Air tax rise likely to hit 6.5m travellers
Although the rises will affect all flights taking place after April 1 next year – it is thought that anyone buying tickets before April for later in the year could also be hit.
The announcement of the increase is expected in the Chancellor's Autumn Statement on November 29. For some journeys the tax could increase by up to a third, according to a Government consultation document.
Critics also point out that the expected 10% 'average' hike, equal to double the rate of inflation, will not be evenly spread. This means the air tax could increase from the current level of £12 per person to £16 for economy flights up to 2,000 miles - taking in most of Europe.
The travel industry and businesses leaders are urging the Government to drop the tax as they argue that it is deterring passengers and putting the UK economy at a disadvantage.
In a report in the Daily Mail, Virgin Atlantic said the Government has so far failed to rule out a double inflation increase in Air Passenger Duty rates next year, nor said when any such rises would take effect.
If the increases in Air Passenger Duty rates are similar in scale to those in November 2010, this would amount to an additional Treasury tax bill of almost £5 million from Virgin Atlantic's passengers alone.
Virgin has expressed concerns that its customers who have already booked flights for travel after April 2012 could be hit by backdated tax. The company says any increases should be introduced with a 12 month lead-in time to avoid a situation where passengers are forced to fork out significant amounts in retrospective tax.
Double inflation hit
Chief Commercial Officer Julie Southern told the newspaper: "We are very concerned that the Chancellor has failed to rule out retrospective rises in Air Passenger Duty. Hundreds of thousands of our customers could be affected by this, and industry-wide the numbers will be greater still, with millions of people contributing tens of millions in extra payments to the Treasury's coffers.'
She said: "UK aviation taxes are already some of the highest in the world, and a retrospective application combined with a double-inflationary increase would make matters even worse."

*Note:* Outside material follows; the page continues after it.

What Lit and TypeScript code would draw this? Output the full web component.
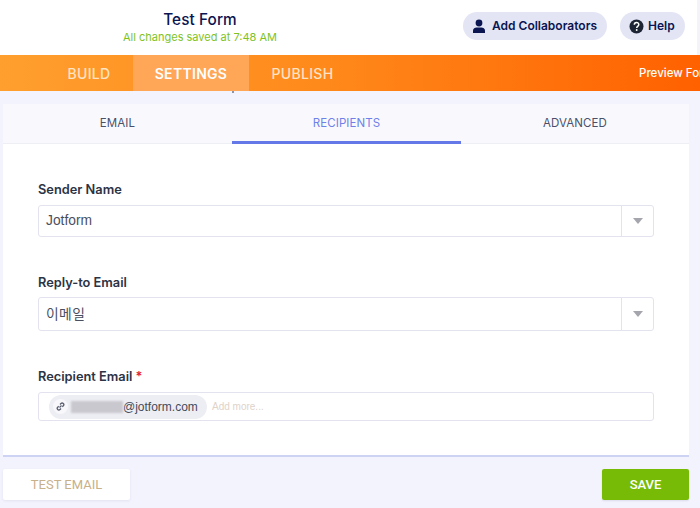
import { LitElement, html, css } from "lit";
import { customElement } from "lit/decorators.js";

@customElement("app-root")
export class AppRoot extends LitElement {
  static styles = css`
    :host { display: block; width: 700px; height: 508px; overflow: hidden; background: #f3f3fe; font-family: "Inter", sans-serif; position: relative; }
    * { box-sizing: border-box; }
    .top { height: 55px; background: #fff; display: flex; align-items: flex-start; padding-right: 12px; border-right: 3px solid #f3f3f8; }
    .title { width: 400px; text-align: center; display: flex; flex-direction: column; align-items: center; padding-top: 10px; }
    .title b { font-size: 15.300px; line-height: 19px; font-weight: 500; color: #0a1551; letter-spacing: .1px; }
    .title span { font-size: 11px; line-height: 15px; margin-top: 1px; color: #7fc31f; }
    .actions { margin-left: auto; display: flex; gap: 13px; padding-top: 12px; }
    .pill { height: 28px; border-radius: 14px; background: #e3e5f5; color: #0a1551; font-size: 12px; font-weight: 600; display: flex; align-items: center; gap: 6px; padding-bottom: 1px; }
    .pill svg { margin-top: 1px; }
    .pill.c { width: 144px; padding-left: 9px; }
    .pill.h { width: 65px; padding-left: 9px; gap: 4px; }
    .nav { height: 36px; background: linear-gradient(90deg, #ff9f2e 0%, #ff8a1c 45%, #ff6100 100%); display: flex; padding-left: 45px; color: #ffe3c4; font-size: 14px; font-weight: 500; white-space: nowrap; overflow: hidden; }
    .nav div { display: flex; align-items: center; justify-content: center; letter-spacing: .3px; }
    .nav .build { width: 88px; }
    .nav .set { width: 116px; background: #ffa757; color: #fff; font-weight: 600; }
    .nav .pub { width: 107px; }
    .nav .prev { margin-left: auto; width: 61px; justify-content: flex-start; color: #fff; font-size: 11.5px; letter-spacing: 0; overflow: hidden; }
    .speck { position: absolute; left: 232px; top: 91px; width: 2px; height: 2px; background: #8f93a6; }
    .main { margin: 13px 11px 0 3px; }
    .card { background: #fff; height: 353px; border-bottom: 2px solid #cdd4f3; }
    .tabs { display: grid; grid-template-columns: 229px 229px 228px; height: 40px; background: #f9f9fd; border-bottom: 1px solid #eeeef5; }
    .tab { display: flex; align-items: center; justify-content: center; padding-bottom: 2px; font-size: 11.5px; color: #4a4f6a; letter-spacing: .1px; }
    .tab.on { color: #6f81e8; border-bottom: 3px solid #6478e8; padding-bottom: 0; margin-bottom: -1px; }
    .form { padding: 38px 35px 0; display: flex; flex-direction: column; }
    label { font-size: 12.8px; line-height: 16px; font-weight: 600; color: #2c3345; display: block; margin-bottom: 7px; }
    label i { color: #e0243c; font-style: normal; }
    .f1 { margin-bottom: 38px; }
    .f1 label { margin-bottom: 7px; }
    .f2 { margin-bottom: 38px; }
    .f2 label { margin-bottom: 6px; }
    .box { width: 616px; border: 1px solid #e3e3f0; border-radius: 3px; background: #fff; display: flex; align-items: stretch; font-family: "Liberation Sans", sans-serif; font-size: 14px; color: #4a4f60; }
    .sel { height: 32px; }
    .sel2 { height: 34px; }
    .val { flex: 1; display: flex; align-items: center; padding-left: 7px; padding-bottom: 1px; font-size: 13.8px; font-family: "Liberation Sans", "Noto Sans CJK KR", sans-serif; }
    .sel2 .val { padding-bottom: 2px; letter-spacing: .4px; }
    .arrow { width: 32px; border-left: 1px solid #e3e3f0; display: flex; align-items: center; justify-content: center; }
    .arrow::after { content: ""; width: 0; height: 0; border-left: 5px solid transparent; border-right: 5px solid transparent; border-top: 6px solid #a5a5ad; }
    .tags { height: 29px; align-items: center; padding-left: 10px; gap: 5px; }
    .chip { height: 24px; width: 158px; border-radius: 12px; background: #edeef4; display: flex; align-items: center; padding-left: 4px; font-size: 12px; color: #454a5a; }
    .ico { width: 15px; height: 15px; border-radius: 50%; background: #f8f8fb; display: flex; align-items: center; justify-content: center; margin-right: 3px; }
    .blur { width: 52px; height: 12px; background: #c8c8ce; filter: blur(1px); }
    .more { font-size: 10px; color: #e0d3c9; }
    .foot { display: flex; justify-content: space-between; margin-top: 12px; }
    .btn { height: 31px; border-radius: 2px; display: flex; align-items: center; justify-content: center; font-family: "Roboto", sans-serif; font-size: 13px; }
    .test { width: 127px; background: #fff; color: #c8b089; box-shadow: 0 1px 3px rgba(40,40,80,.08); }
    .save { width: 87px; background: #78bb07; color: #fff; font-weight: 500; box-shadow: 0 1px 2px rgba(40,40,80,.12); }
  `;

  render() {
    return html`
      <div class="top">
        <div class="title"><b>Test Form</b><span>All changes saved at 7:48 AM</span></div>
        <div class="actions">
          <div class="pill c">
            <svg width="14" height="15" viewBox="0 0 14 15"><circle cx="7" cy="4" r="3.4" fill="#0a1551"/><path d="M1 14v-2.500C1 9.500 3 8.500 4.500 8.500h5c1.500 0 3.500 1 3.500 3V14z" fill="#0a1551"/></svg>
            Add Collaborators
          </div>
          <div class="pill h">
            <svg width="15" height="15" viewBox="0 0 15 15"><circle cx="7.500" cy="7.500" r="7" fill="#1d2433"/><path d="M5.300 5.800c0-3 4.500-3 4.500-.2 0 1.700-2.100 1.700-2.100 3.300" fill="none" stroke="#fff" stroke-width="1.500"/><circle cx="7.700" cy="11" r=".95" fill="#fff"/></svg>
            Help
          </div>
        </div>
      </div>
      <div class="nav">
        <div class="build">BUILD</div>
        <div class="set">SETTINGS</div>
        <div class="pub">PUBLISH</div>
        <div class="prev">Preview Form</div>
      </div>
      <div class="speck"></div>
      <div class="main">
        <div class="card">
          <div class="tabs">
            <div class="tab">EMAIL</div>
            <div class="tab on">RECIPIENTS</div>
            <div class="tab">ADVANCED</div>
          </div>
          <div class="form">
            <div class="f1">
              <label>Sender Name</label>
              <div class="box sel"><div class="val">Jotform</div><div class="arrow"></div></div>
            </div>
            <div class="f2">
              <label>Reply-to Email</label>
              <div class="box sel2"><div class="val">이메일</div><div class="arrow"></div></div>
            </div>
            <div>
              <label>Recipient Email <i>*</i></label>
              <div class="box tags">
                <div class="chip">
                  <span class="ico"><svg width="9" height="9" viewBox="0 0 9 9" fill="none" stroke="#5a5f70" stroke-width="1.300"><path d="M4 2.500l1-1a1.500 1.500 0 0 1 2.300 2.300l-1 1"/><path d="M5 6.500l-1 1a1.500 1.500 0 0 1-2.300-2.300l1-1"/><path d="M3.500 5.500l2-2"/></svg></span>
                  <span class="blur"></span>@jotform.com
                </div>
                <span class="more">Add more...</span>
              </div>
            </div>
          </div>
        </div>
        <div class="foot">
          <div class="btn test">TEST EMAIL</div>
          <div class="btn save">SAVE</div>
        </div>
      </div>
    `;
  }
}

Willie Walsh, chief executive of British Airways' parent company, International Airlines Group (IAG), recently accused the government of "crucifying the UK economy" with its addiction to raising taxes to fill its empty coffers.
He also said increasing APD was going to have "a huge negative effect" and accused ministers of using the air tax to reduce the economic deficit. Talking at the annual conference of the Airport Operators' in London last week, he said the UK had already lost 7.4 million passengers last year and passenger numbers had fallen for the past three years running.